China insists it has sovereignty over virtually all of the resource-rich sea, conflicting with the various claims of several neighbouring nations, and US activity in the area has provoked Beijing’s ire several times in recent months.

“In the morning of 10 December, two US B-52 bombers entered air space over the Chinese Nansha islands and nearby areas without authorisation,” Beijing’s defence ministry said, using the Chinese name for the Spratly Islands.

“This behaviour is a serious military provocation which complicates the general situation in the South China Sea, (contributing) to the militarisation of the region,” the ministry said in a statement.

During the mission by the two B-52 bombers, one of the aircraft unintentionally flew within two nautical miles of an artificially constructed island, the Wall Street Journal quoted Pentagon officials as saying Friday.

This may have been because of bad weather conditions, according to officials quoted in the newspaper.
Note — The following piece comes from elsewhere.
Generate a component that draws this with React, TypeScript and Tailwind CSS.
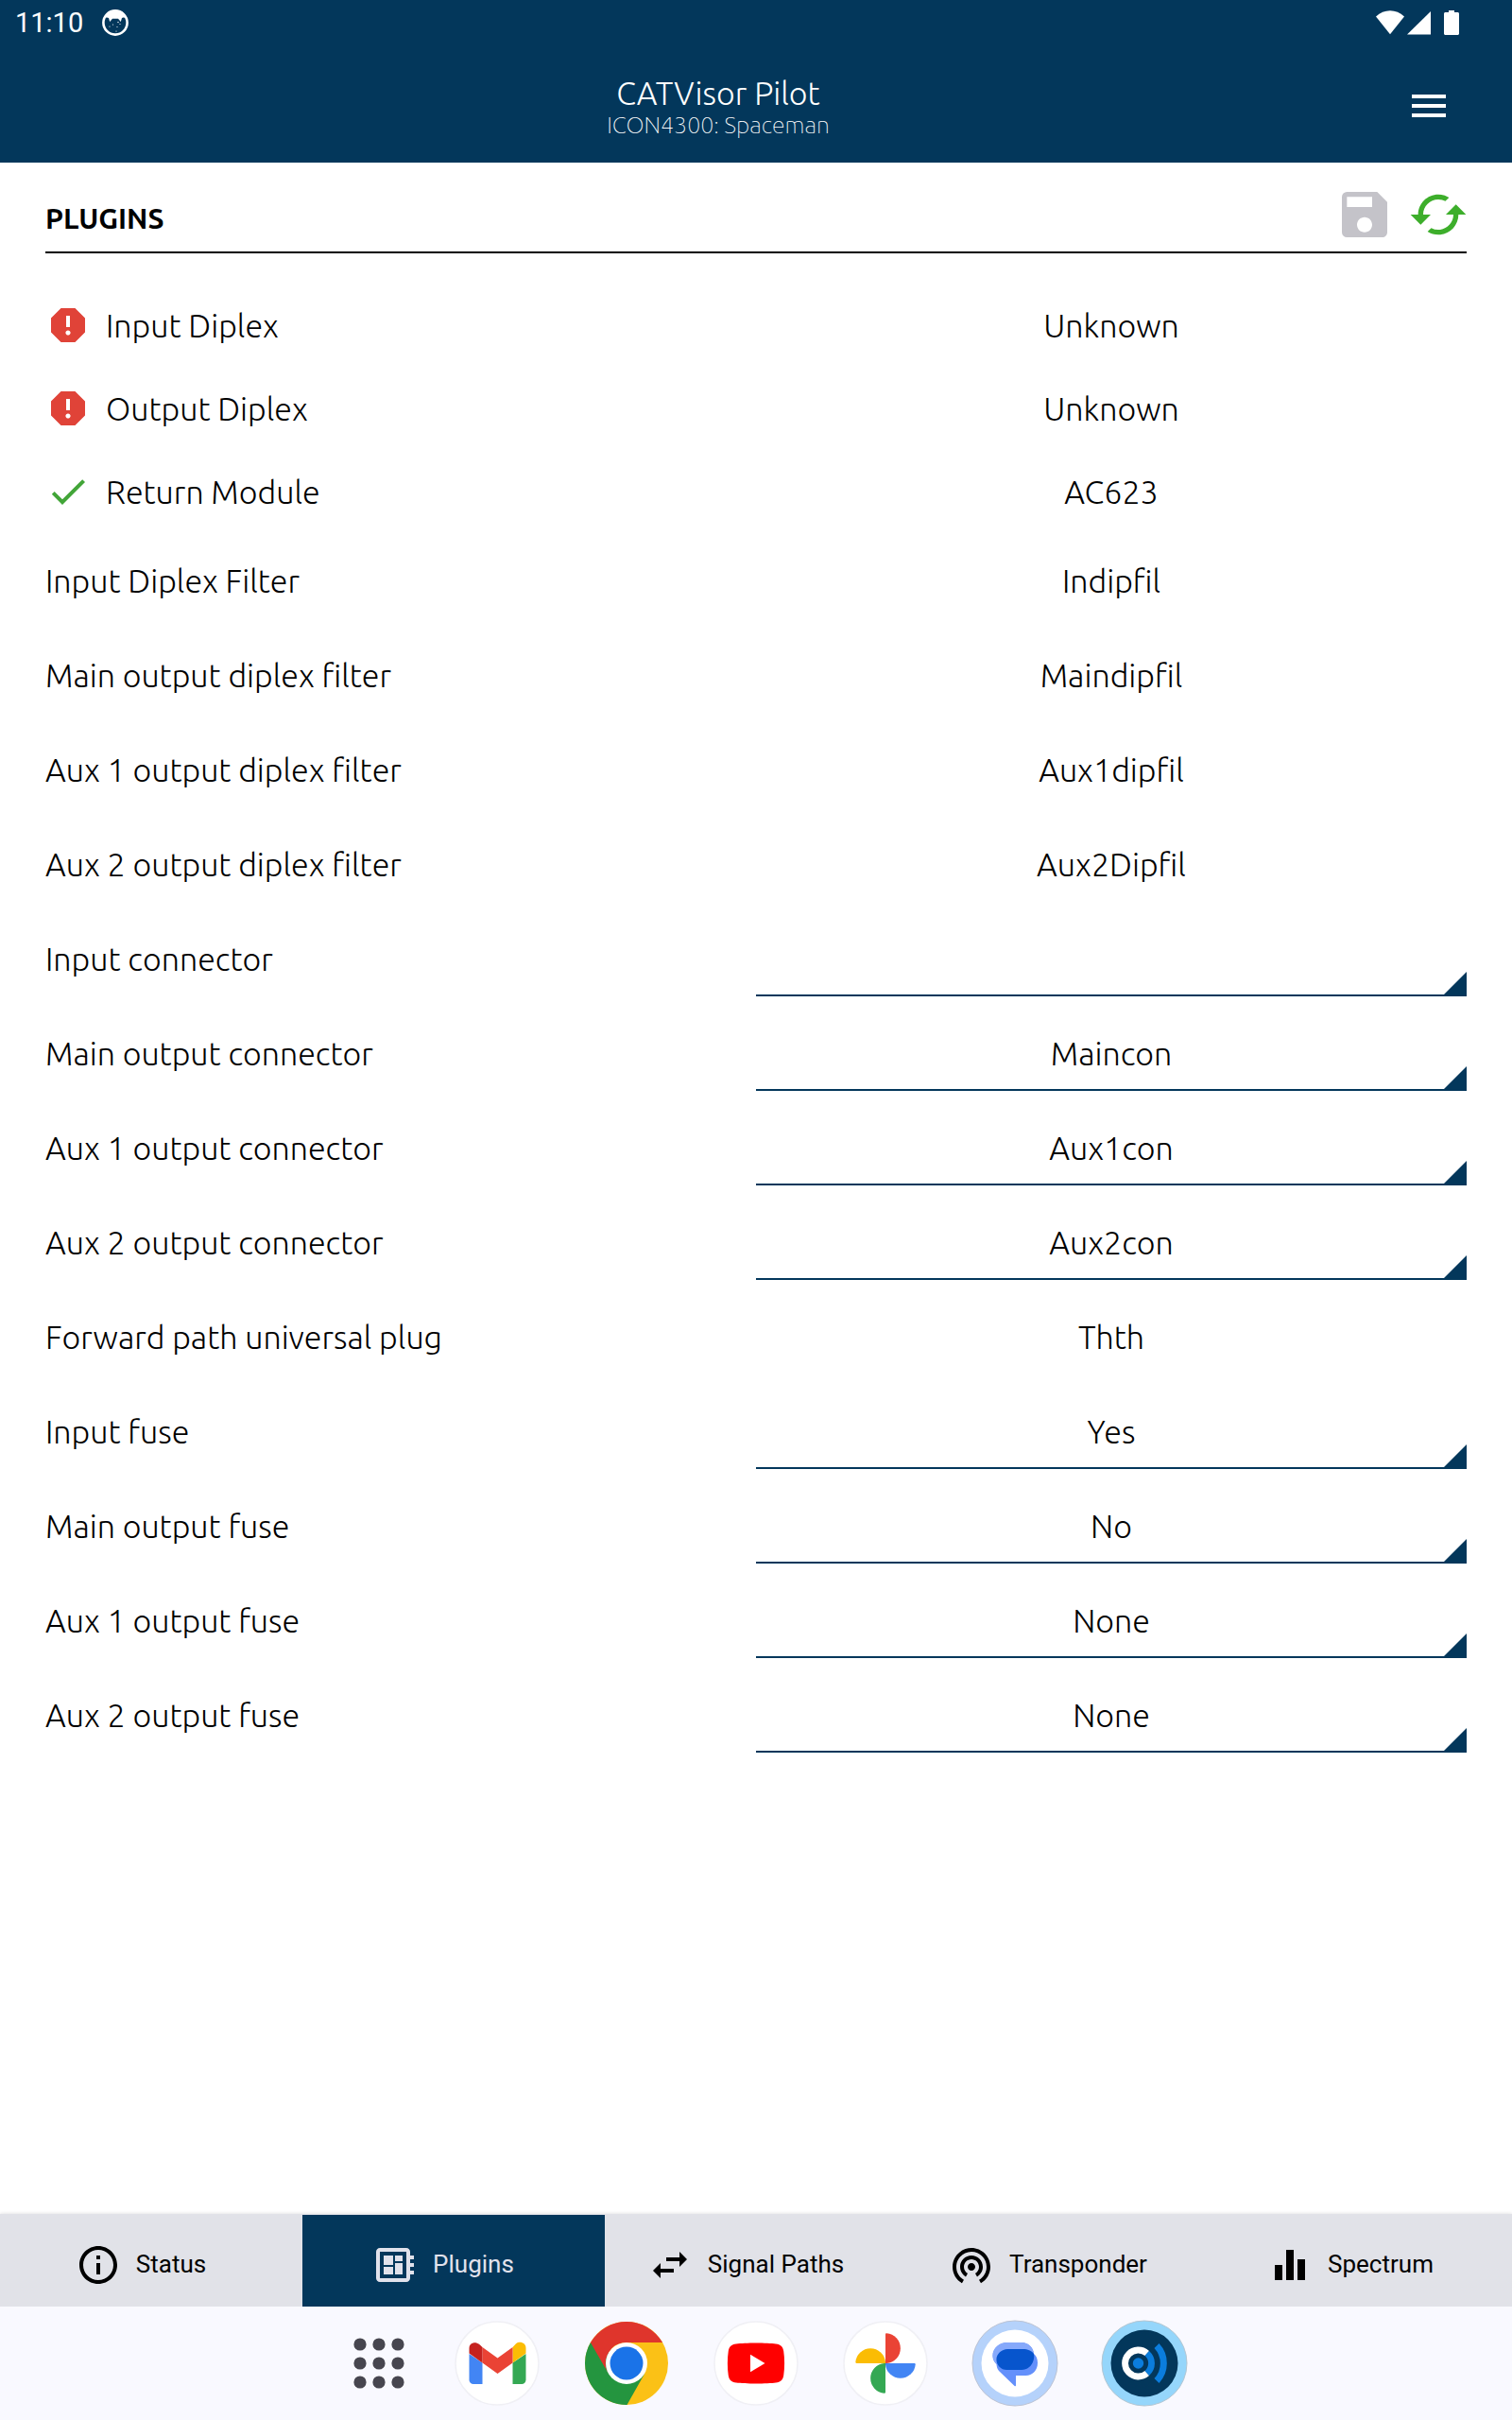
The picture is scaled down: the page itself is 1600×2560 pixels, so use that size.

Washington said Saturday it routinely conducts training missions in the region, including the South China Sea, adding that it was investigating the reports of the bomber near the Spratly chain.

“The Chinese have raised concerns with us about the flight path of a recent training mission. We are looking into the matter,” Pentagon spokesman Mark Wright told AFP.

“I will also say that for this mission there was no intention of flying within 12 nautical miles of any feature,” he added. “This was not a Freedom of Navigation Operation.”